Desk editor's note, referee report, simulated authors' rebuttal, and a circularity audit. Tearing a paper down is the easy half of reading it; the pith above is the substance, this is the friction.

Referee Report

2 major / 1 minor

Summary. The paper presents Qwen-Image-2.0-RL, a post-training pipeline applying RLHF via GRPO and on-policy distillation (OPD) to the Qwen-Image-2.0 diffusion model. Task-specific composite reward models are built by fine-tuning VLMs using pointwise scoring and chain-of-thought reasoning, covering alignment, aesthetics, portrait fidelity for T2I and instruction-following plus face identity for editing. The framework incorporates hybrid CFG, intra-group reward filtering, per-category weighting, and trajectory-level velocity matching for distillation. Reported results include 57.84 overall on Qwen-Image-Bench (+2.61), Elo 1193 in T2I arena (+78), and 1349 in editing arena (+93).

Significance. If the reward models prove reliable, the work offers a practical demonstration of scalable RL for diffusion models with measurable gains in quality metrics. The hybrid CFG and OPD stages address knowledge preservation and policy merging in a concrete way. However, the absence of any reported validation for the reward signals against human preferences means the significance cannot be assessed from the provided information.

major comments (2)
  1. [Abstract] Abstract: The headline improvements (+2.61 on Qwen-Image-Bench, +78/+93 Elo) are attributed to GRPO updates driven by the composite reward models, yet no correlation, calibration, or held-out human agreement statistics for these scalar rewards are supplied. This is load-bearing because any misalignment in the per-category weighted rewards would be directly amplified by the described filtering and distillation steps.
  2. [Abstract] Abstract (evaluation paragraph): No experimental controls, baseline comparisons beyond the base model, statistical significance tests, or data-split details are mentioned for the reported scores. Without these, it is impossible to determine whether the gains exceed what could arise from reward model artifacts or training variance.
minor comments (1)
  1. [Abstract] Abstract: The description of 'intra-group reward range filtering' and 'per-category reward weight calibration' lacks even high-level equations or pseudocode, making the method difficult to reproduce from the text alone.

Simulated Author's Rebuttal

2 responses · 0 unresolved

We thank the referee for the constructive feedback on the validation of reward models and the need for stronger experimental controls. We address each major comment below and will revise the manuscript to incorporate additional analyses and details.

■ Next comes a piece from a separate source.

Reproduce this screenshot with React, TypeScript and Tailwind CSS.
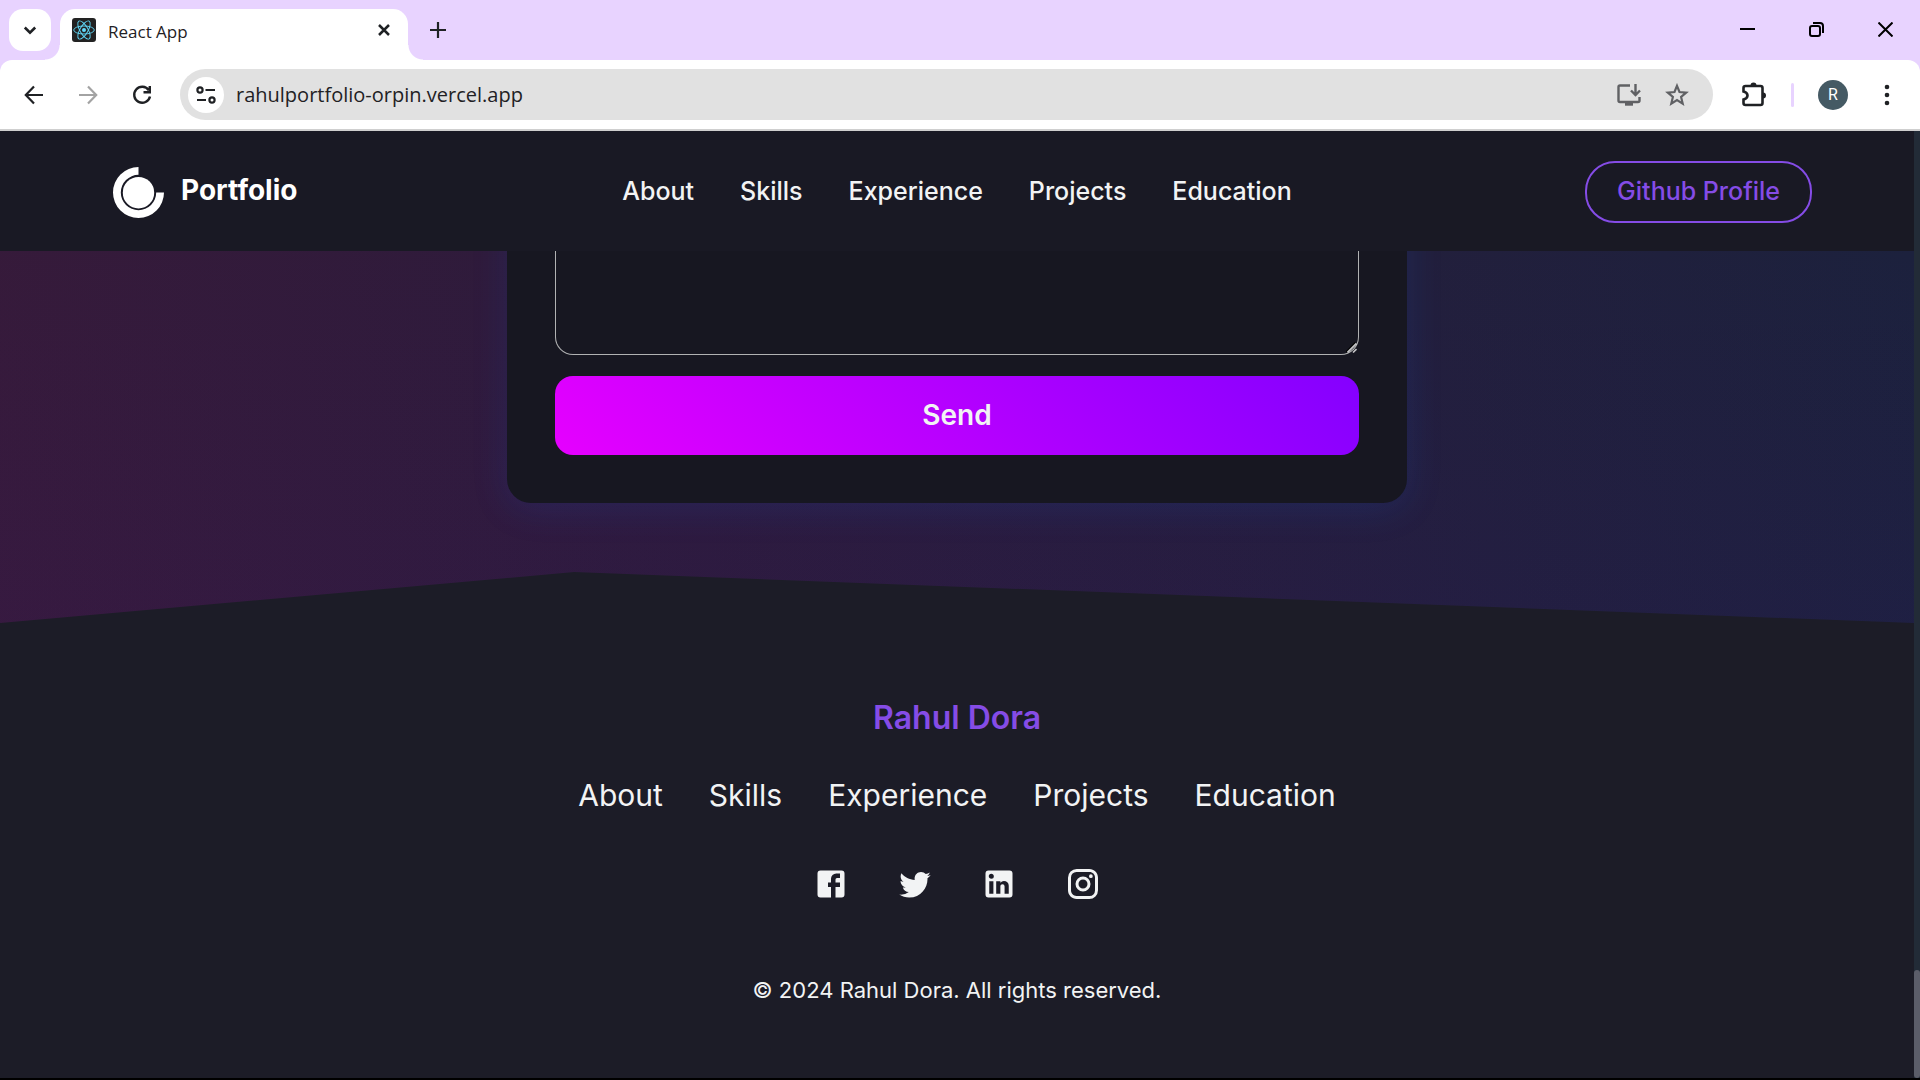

read point-by-point responses

  1. Referee: [Abstract] Abstract: The headline improvements (+2.61 on Qwen-Image-Bench, +78/+93 Elo) are attributed to GRPO updates driven by the composite reward models, yet no correlation, calibration, or held-out human agreement statistics for these scalar rewards are supplied. This is load-bearing because any misalignment in the per-category weighted rewards would be directly amplified by the described filtering and distillation steps.

    Authors: We agree that explicit validation of the reward models against human preferences is important for assessing reliability. The current manuscript does not report correlation coefficients, calibration metrics, or held-out human agreement statistics for the composite VLM rewards. We will add a dedicated subsection on reward model validation in the revised version, including Pearson/Spearman correlations and agreement rates on a held-out human preference dataset for each reward dimension (alignment, aesthetics, portrait fidelity, instruction-following, and identity preservation). This will directly address potential misalignment concerns before the filtering and distillation stages. revision: yes

  2. Referee: [Abstract] Abstract (evaluation paragraph): No experimental controls, baseline comparisons beyond the base model, statistical significance tests, or data-split details are mentioned for the reported scores. Without these, it is impossible to determine whether the gains exceed what could arise from reward model artifacts or training variance.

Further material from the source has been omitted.